Kurzer Blick auf die Karte und weg von der Stadt und dann…genau…ich landete gleich auf einer Autobahnähnlichen Straße, der A 120, die nicht gerade Radfahrerfreundlich ist. Eine von den grünen Strecken auf der Ordnance Survey Travel Map. Hier wird man erst mal von einer 4-fachen Abfolge von „LINKS FAHREN“-Schildern im Land begrüßt. Hat mich etwas gewundert, denn hätte man das nicht schon beim ersten Schild begriffen, hätte man vermutlich das zweite gar nicht erreicht.
Ja der Linksverkehr. Ich war 5 Wochen im Land und ich bin trotzdem fast jeden Morgen erst mal auf der falschen Seite der Straße losgefahren. 34 Jahre Rechtsverkehr prägen doch ganz ordentlich. Ansonsten war es nicht weiter schwierig. Zumindest mit dem Fahrrad.
Fahrrad und Autofahrer. In unserem Land ja immer wieder ein Streitthema, in den Medien, im Wartezimmer und am Stammtisch. In Verlauf meiner Reise war das kein Problem. Die englischen Autofahrer tun zwar alle so, als wären sie auf einer Ralley und schenken sich untereinander nichts, aber gegenüber den Radfahrern sind sie erstaunlich Rücksichtsvoll.
Ich wollte jedoch so schnell wie möglich runter von dieser Straße und raus ins Ländliche. Die Fahrbahnen der kleineren Landstraßen haben einen merkwürdigen Belag. Es sieht so aus, als hätte man hier nach dem Asphaltieren massenhaft kleine Kiesel in den Belag gedrückt. Das erhöht den Rollwiederstand der Reifen ganz ordentlich und auch einen zweiten Nebeneffekt hat das Ganze. Diese kleinen Kiesel lösen sich alle Nase lang und werden einem von entgegenkommenden Fahrzeugen gegen die Beine geschleudert, was zuweilen ganz ordentlich zecken kann. Ab und an fliegen die Steine auch höher, also unbedingt Brille tragen! Seitlich begleitende Radwege sucht man auf dem englischen, und später auch auf dem walisischen, Land zumeist vergebens. Sind sie dann doch mal vorhanden muss man sie sich mit den Fußgängern teilen und sie sind zuweilen unmöglich geführt. Sprich, man muss, um ihnen zu folgen, den Fahrbahn andauernd überqueren.
Die meisten Land- bzw. Überlandstraßen, also die von Dorf zu Dorf-Wege, sehen im Prinzip genauso aus, wie man sie aus englischen Filmen kennt, etwa 2 - 3 Meter Fahrbahn eingegrenzt von Hecken, Mauern oder gelegentlich auch Bäumen.

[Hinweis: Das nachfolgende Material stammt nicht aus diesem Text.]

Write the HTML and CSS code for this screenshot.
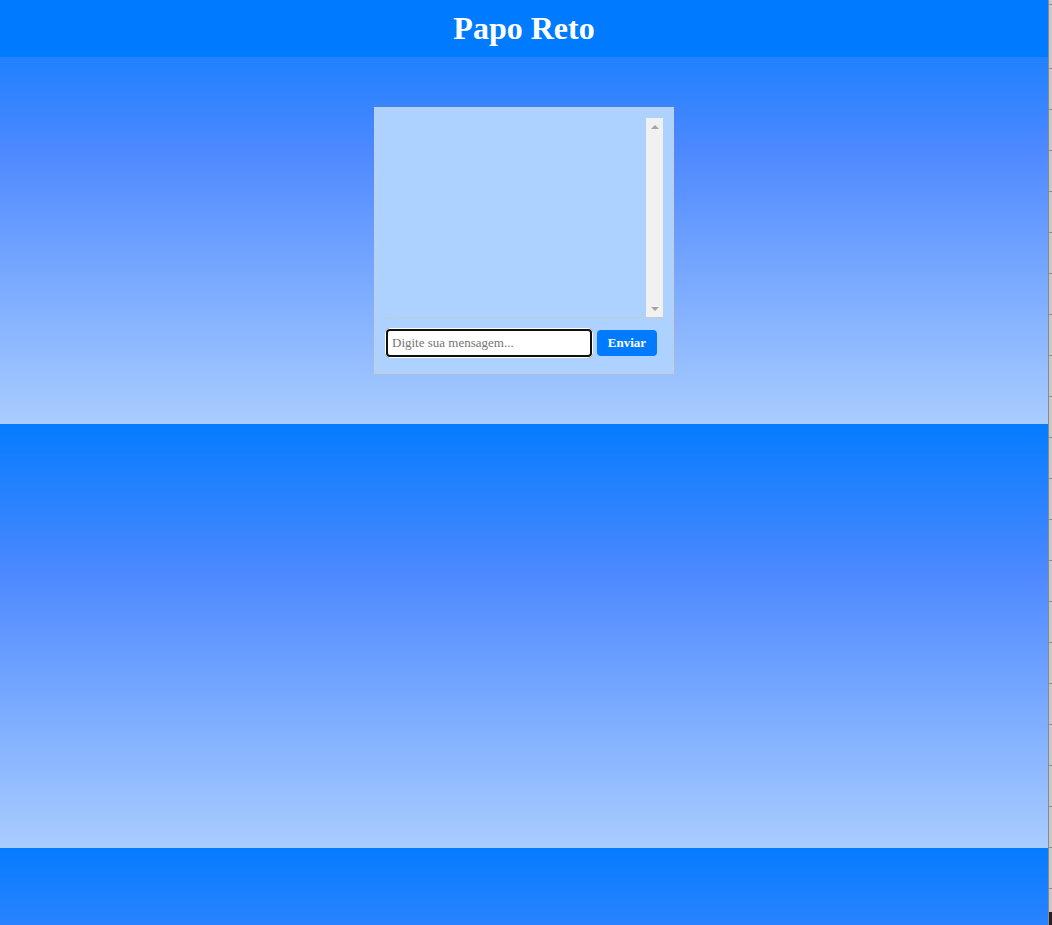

Diese kleinen Straßen und Wege weiß man aber zu schätzen wenn man mal notgedrungen, manchmal lässt es sich ohne riesige Umwege nicht vermeiden, auf einer der grünen Routen aus der OS Map gelandet ist. Da wird man dann schon mal in 50cm Abstand von 40Tonnern mit voller Geschwindigkeit überholt und das ist nun gar nicht lustig.
Was alle Straßen gemein haben, egal ob nun groß oder klein sind immer wieder auftauchende Steigungen und Gefälle. Soweit so gut, aber sie sind zuweilen ganz ordentlich und ich war auch immer mal wieder zum Absteigen gezwungen. In dem gesamten von mir befahren Bereich waren die Straßen nämlich immer so gebaut, wie gerade Platz war, so wurden Steigungen oft nicht mit langsam ansteigenden Serpentinen bebaut sondern schnurgerade den Hügel hoch. Das soll wohl daran liegen, dass im Königreich kaum Land in staatlichem Besitz ist und somit teuer von den Landwirten gekauft werden muss.
Was gibt es noch zu sagen, zu den gefahrenen Strecken? Pausenmöglichketen. Sprich man will mal anhalten, eine Rauchen, oder sich die Beine vertreten oder einfach mal ein Foto machen. Fehlanzeige. Letzendlich bleiben einem nur die auffahren zu Agragrundstücken wie Felder oder Wiedewiese. Ansonsten wie schon gesagt, rechts und links direkt an den Fahrbahnen sind Hecken gepflanzt oder Mauern hochgezogen.
Was mich auch gewundert hat ist, dass es in einem Land, mit soviel Regen, so wenige Überdachte Pausenmöglichkeiten gibt. Auch Bushaltestellen auf dem Land waren oft nicht überdacht.
Etwas was mich in den ersten Tagen meiner Reise fast in den Wahnsinn getrieben hat, sind die schlechten Ausschilderungen. Oft wird irgendwann ein Ort erwähnt, an dem man sich orientiert und plötzlich verschwindet er von den Schildern und auf der 1:250 000 Karte wird er nicht erwähnt. Oft sind von den hölzernen Wegweisern auch nur noch verfaulte Stumpen übrig und die Schilder sind weg. Auch sind viele Schilder an Mauern geschraubt, die aber völlig mit Grünzeug zugewuchert sind.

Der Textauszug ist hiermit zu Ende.